A constatação inconteste do caráter educativo da luta pela terra traz um enorme desafio, enfatiza Arlete ao longo da publicação: trazer esse caráter educativo para o universo acadêmico requer “a geração de novos aportes teóricos e metodológicos de educação que favoreçam compreensões de mundo e que considerem a práxis e os saberes de todas as gentes”.

No seu entender, “a Academia precisa se abrir para a questão indígena, para ajudar a pensar e encontrar as pistas para aprender essa perspectiva de aprendizado. Penso que talvez uma tarefa importante da escola seja beber nesses espaços, nessas dinâmicas dos movimentos sociais”, convida.

“Procurei olhar para as pessoas como autoridades do saber, embora fossem pessoas afetadas positiva ou negativamente pelos acontecimentos do momento/contexto”, ensina, ao contar sobre seu processo de observação e pesquisa.

O corpo

“Procurei compreender quais eram as razões que lhes moviam, como se posicionavam frente às interdições em seu território, como repercutia em seus modos de viver”, conta, citando como exemplos as placas que comunicavam proibições para nadar, banhar, caçar, pescar, plantar e colher em seu próprio território. 

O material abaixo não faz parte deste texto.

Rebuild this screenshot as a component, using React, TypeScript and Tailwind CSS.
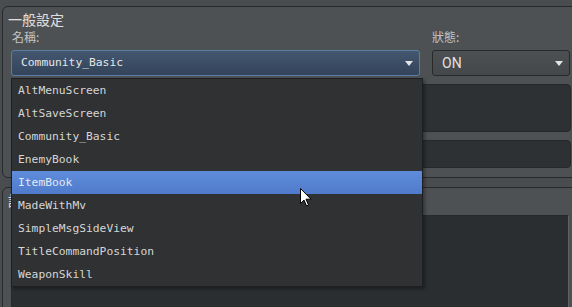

“As proibições para o corpo, para a existência de um dado modo de ser repercutem diretamente na identidade, no modo de ser indígena desse lugar. A luta territorial não pode se realizar sem promover a autoafirmação indígena, do seu modo de ser e viver. É preciso dar condição ao corpo para cuidar de si, dos seus”, proclama.

O debate acadêmico sobre a questão precisa alargar a compreensão, “no sentido de que a luta não foi somente porque queriam ou tinham direito a mais terra, mas também é porque os campos, as possibilidades de vida se estreitavam reduziram … E nesse sentido, havia um vazio de tudo aquilo que eles acreditaram que foram e que são hoje … Então é que observamos que entra em cena a memória do passado para ‘iluminar’ os fragmentos, as ruínas do que foram e desejam ser um dia…”, pondera.

Novas gerações

“As lutas territoriais se tornaram também disputas por reconhecimento étnico”, enfatiza Arlete ao longo do livro. Reconhecimento esse em que se pode observar um riquíssimo processo de reelaboração de memórias, histórias e tradições. “Traços culturais, antes pouco visíveis no dia a dia dos indígenas, e práticas aparentando pouca relevância se mostraram de forma intensa no movimento de lutas”, conta.

E onde se pretende/pode chegar, com todas essas novas percepções e reflexões acadêmicas? A resposta vem em forma de anúncio: “entendo que agora será o momento de perceber mais o que chamo de ‘transmissões educativas’ nas lutas territoriais, pois a geração atual das aldeias Tupinikim está se colocando enquanto indígena. Penso que esses são alguns dos desafios que emergem de reflexão apresentada no livro e que pretendo ainda trabalhar”, destaca.